Twenty-seven one-line illuminated initials and twenty line extender in burnished gold on red and blue ground with delicate white penwork. The panel borders contain a highly decorative floral design with flowers, berries, and acanthus leaves in blue, red, green, pink, and burnished gold.                 

France (Anjou), Use of Angers, c. 1450-75.

Charming ink drawings (doodle) of a bearded man’s head extending into a banner which hold the “catch words” (the first two words on the next leaf ).

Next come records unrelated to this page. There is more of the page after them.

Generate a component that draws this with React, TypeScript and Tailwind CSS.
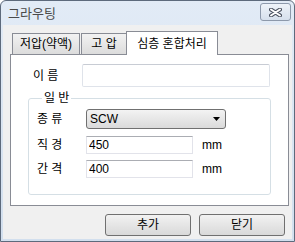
import { useState } from "react";

export default function App() {
  const [form, setForm] = useState({ name: "", kind: "SCW", dia: "450", gap: "400" });
  const tabs = ["저압(약액)", "고 압", "심층 혼합처리"];
  const [tab] = useState(2);

  return (
    <div className="w-[295px] h-[242px] flex flex-col border border-[#5d6a7c] rounded-t-[6px] bg-gradient-to-b from-[#e2ebf6] to-[#d2dfee] text-[12px] text-black font-['Liberation_Sans','Noto_Sans_CJK_KR',sans-serif] overflow-hidden">
      {/* title bar */}
      <div className="h-[24px] flex items-center justify-between pl-[7px] pr-[3px]">
        <span className="text-[13px] text-[#4a4a4a] font-['Noto_Sans_CJK_KR',sans-serif]">그라우팅</span>
        <button className="w-[31px] h-[18px] mt-[-2px] flex items-center justify-center rounded-[3px] border border-[#8d99ab] bg-gradient-to-b from-[#eef3f9] to-[#d6e0ec]">
          <svg width="13" height="9" viewBox="0 0 13 9">
            <path d="M2 1.5 L11 7.5 M11 1.5 L2 7.5" stroke="#4b5260" strokeWidth="4" strokeLinecap="round" />
            <path d="M2 1.5 L11 7.5 M11 1.5 L2 7.5" stroke="#ffffff" strokeWidth="2" strokeLinecap="round" />
          </svg>
        </button>
      </div>

      {/* client */}
      <div className="flex-1 mx-[2px] mb-[2px] bg-[#f0f0f0] flex flex-col">
        {/* tabs */}
        <div className="flex items-end pl-[9px] pt-[5px] h-[29px]">
          {tabs.map((t, i) =>
            i === tab ? (
              <div
                key={t}
                className="relative z-10 -mb-px ml-[-1px] w-[92px] h-[24px] bg-white border border-b-0 border-[#898c95] flex items-center justify-center"
              >
                {t}
              </div>
            ) : (
              <div
                key={t}
                className={
                  "h-[21px] border border-b-0 border-[#898c95] bg-gradient-to-b from-[#f2f2f2] to-[#dcdcdc] flex items-center justify-center " +
                  (i === 0 ? "w-[68px]" : "w-[46px] ml-[1px]")
                }
              >
                {t}
              </div>
            )
          )}
        </div>

        {/* panel */}
        <div className="ml-[7px] mr-[3px] h-[152px] bg-white border border-[#898c95] pl-[17px] pt-[9px]">
          <div className="flex items-center h-[23px] pl-[5px]">
            <span className="w-[49px]">이 름</span>
            <input
              value={form.name}
              onChange={(e) => setForm({ ...form, name: e.target.value })}
              className="w-[188px] h-[23px] border border-[#dfe3ea] border-t-[#c8ccd4] rounded-[2px] px-[3px] outline-none"
            />
          </div>

          <fieldset className="mt-[4px] w-[243px] h-[104px] border border-[#d5dfe5] rounded-[3px] pl-[8px] pt-[4px]">
            <legend className="ml-[5px] px-[2px] leading-[14px]">일 반</legend>

            <div className="flex items-center h-[20px]">
              <span className="w-[49px]">종 류</span>
              <div className="w-[140px] h-[20px] flex items-center justify-between border border-[#707070] rounded-[3px] bg-gradient-to-b from-[#f3f3f3] to-[#dadada] pl-[3px] pr-[5px]">
                <span>{form.kind}</span>
                <svg width="7" height="4" viewBox="0 0 7 4">
                  <path d="M0 0 H7 L3.5 4 Z" fill="#000" />
                </svg>
              </div>
            </div>

            <div className="flex items-center h-[18px] mt-[7px]">
              <span className="w-[49px]">직 경</span>
              <input
                value={form.dia}
                onChange={(e) => setForm({ ...form, dia: e.target.value })}
                className="w-[107px] h-[18px] border border-[#e2e3ea] border-t-[#abadb3] px-[2px] outline-none"
              />
              <span className="ml-[9px]">mm</span>
            </div>

            <div className="flex items-center h-[18px] mt-[6px]">
              <span className="w-[49px]">간 격</span>
              <input
                value={form.gap}
                onChange={(e) => setForm({ ...form, gap: e.target.value })}
                className="w-[107px] h-[18px] border border-[#e2e3ea] border-t-[#abadb3] px-[2px] outline-none"
              />
              <span className="ml-[9px]">mm</span>
            </div>
          </fieldset>
        </div>

        {/* buttons */}
        <div className="flex justify-end gap-[8px] mt-[8px] mr-[7px]">
          <button className="w-[86px] h-[22px] border border-[#707070] rounded-[3px] bg-gradient-to-b from-[#f2f2f2] to-[#d9d9d9]">
            추가
          </button>
          <button className="w-[86px] h-[22px] border border-[#707070] rounded-[3px] bg-gradient-to-b from-[#f2f2f2] to-[#d9d9d9]">
            닫기
          </button>
        </div>
      </div>
    </div>
  );
}
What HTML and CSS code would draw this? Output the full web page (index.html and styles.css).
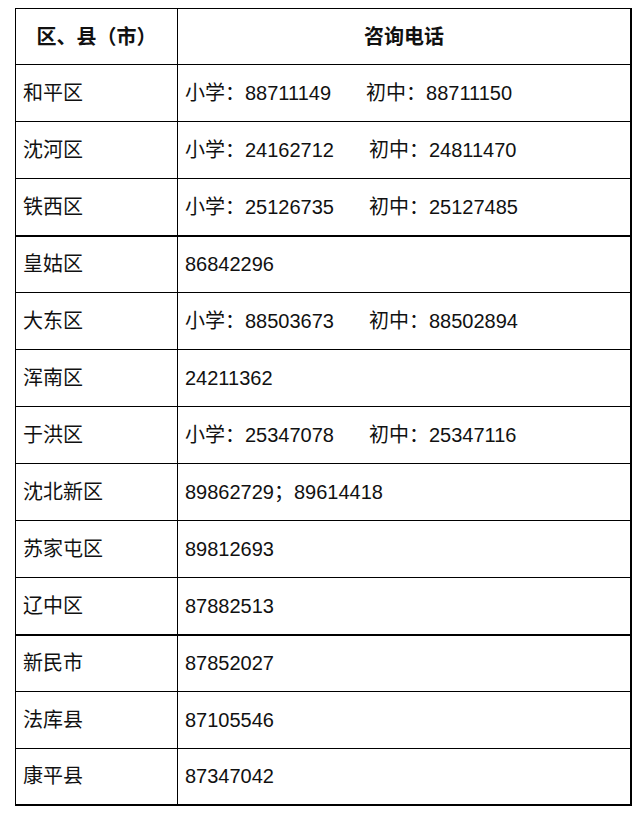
FILE: index.html
```html
<!DOCTYPE html>
<html lang="zh-CN">
<head>
<meta charset="utf-8">
<link rel="stylesheet" href="styles.css">
</head>
<body>
<table class="tbl">
  <tr class="head"><th class="c1">区、县（市）</th><th class="c2">咨询电话</th></tr>
  <tr><td class="c1">和平区</td><td class="c2">小学：88711149<span class="gap">初中：88711150</span></td></tr>
  <tr><td class="c1">沈河区</td><td class="c2">小学：24162712<span class="gap">初中：24811470</span></td></tr>
  <tr class="thick"><td class="c1">铁西区</td><td class="c2">小学：25126735<span class="gap">初中：25127485</span></td></tr>
  <tr><td class="c1">皇姑区</td><td class="c2">86842296</td></tr>
  <tr><td class="c1">大东区</td><td class="c2">小学：88503673<span class="gap">初中：88502894</span></td></tr>
  <tr><td class="c1">浑南区</td><td class="c2">24211362</td></tr>
  <tr><td class="c1">于洪区</td><td class="c2">小学：25347078<span class="gap">初中：25347116</span></td></tr>
  <tr><td class="c1">沈北新区</td><td class="c2">89862729；89614418</td></tr>
  <tr><td class="c1">苏家屯区</td><td class="c2">89812693</td></tr>
  <tr class="thick"><td class="c1">辽中区</td><td class="c2">87882513</td></tr>
  <tr><td class="c1">新民市</td><td class="c2">87852027</td></tr>
  <tr><td class="c1">法库县</td><td class="c2">87105546</td></tr>
  <tr class="last"><td class="c1">康平县</td><td class="c2">87347042</td></tr>
</table>
</body>
</html>
```
FILE: styles.css
```css
html, body {
  margin: 0;
  padding: 0;
  background: #fff;
}
body {
  padding: 8px 0 0 15px;
  font-family: "Liberation Sans", "Noto Sans CJK SC", sans-serif;
  color: #111;
}
.tbl {
  border-collapse: collapse;
  width: 617px;
  table-layout: fixed;
}
.tbl tr {
  height: 57px;
}
.tbl tr.head,
.tbl tr.last {
  height: 56px;
}
.tbl th, .tbl td {
  border: 1px solid #000;
  padding: 0;
  vertical-align: middle;
  font-size: 20px;
  line-height: 24px;
  white-space: nowrap;
}
.tbl th {
  font-weight: bold;
  text-align: center;
}
.tbl .c1 {
  width: 161px;
}
.tbl td.c1 {
  padding-left: 7px;
}
.tbl td.c2 {
  padding-left: 7px;
}
.tbl .c2 {
  border-right: 2px solid #000;
}
.tbl tr.thick td {
  border-bottom: 2px solid #000;
}
.tbl tr.last td {
  border-bottom: 2px solid #000;
}
.gap {
  margin-left: 35px;
}
```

The one-line illuminated “S” continues the Litany of the Saints (first prescribed by Pope Gregory in 590 for a public thanksgiving following a plague that ravaged Rome). Names of saints are listed with each invocation followed by the abbreviation for “ora pro nobis” (Pray for us). Among the saints listed are: Sts. Mary Magdalene (patron of repentant sinners), Agatha (patron of bell founders), Katherine (patron of theologians), and Anne (patron of miners).

The one-line illuminated “A” begins the section of “Abs”(Deliver us from…): “Ab omni malo…” (From all evil, O Lord deliver us. From all sin, O Lord deliver us…).

Angers was the cradle of the Plantagenet dynasty and one of the intellectual centers of Europe during the reign of Rene of Anjou, (1434-80). When this leaf was scribed the two branches of the Plantagenet dynasty, House of Lancaster & House of York, were engaged in the War of the Roses.